When mounting an S3 bucket, you can opt in to a shared cache in Amazon S3 Express One Zone. You should use the shared cache if you repeatedly read small objects (up to 1 MB) from multiple compute instances, or the size of the dataset that you repeatedly read often exceeds the size of your local cache. This improves latency when reading the same data repeatedly from multiple instances by avoiding redundant requests to your mounted S3 bucket. To enable shared cache, specify the cache-xz flag in mountOptions with your directory bucket name:

apiVersion: v1
kind: PersistentVolume
metadata:
  name: s3-pv
spec:
  mountOptions:
    - cache-xz amzn-s3-demo-bucket--usw2-az1--x-s3
  csi:
    driver: s3.csi.aws.com
    # ...

See Mountpoint's documentation for more details about shared cache.

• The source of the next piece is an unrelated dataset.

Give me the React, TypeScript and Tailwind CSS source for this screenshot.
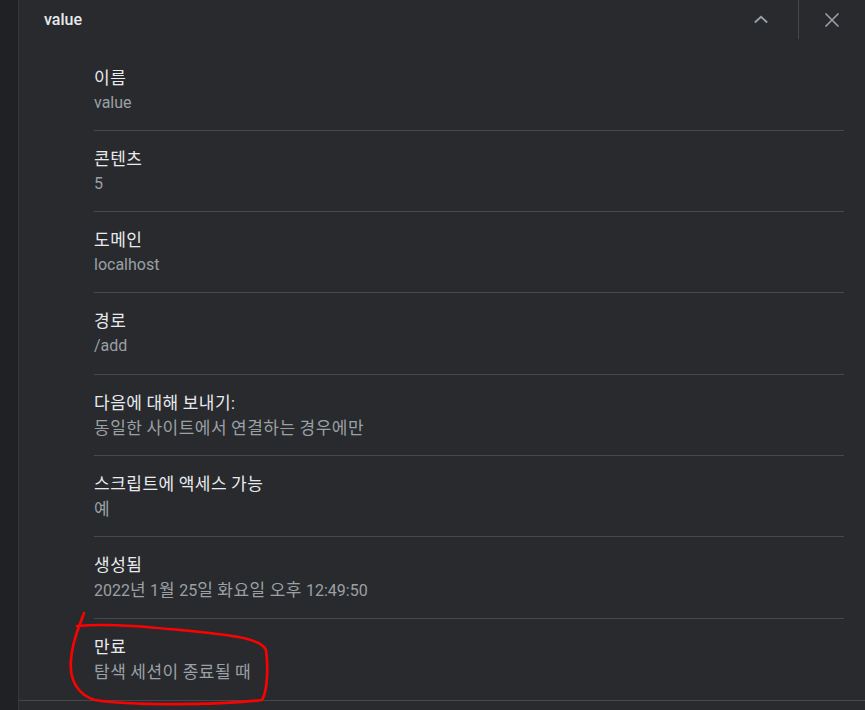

Combined Local and Shared Cache

You can opt in to a local cache and shared cache together if you have unused space on your instance, but also want to share the cache across multiple instances. This avoids redundant read requests from the same instance to the shared cache in S3 directory bucket when the required data is cached in local storage, reducing request cost as well as improving performance. To opt in to local and shared cache together, you can specify both the Local Cache and Shared Cache in your PV:

apiVersion: v1
kind: PersistentVolume
metadata:
  name: s3-pv
spec:
  mountOptions:
    - cache-xz amzn-s3-demo-bucket--usw2-az1--x-s3
  csi:
    driver: s3.csi.aws.com
    # ...
    volumeAttributes:
      bucketName: amzn-s3-demo-bucket
      cache: emptyDir
      cacheEmptyDirSizeLimit: 2Gi

See Mountpoint's documentation for more details about combined local and shared cache.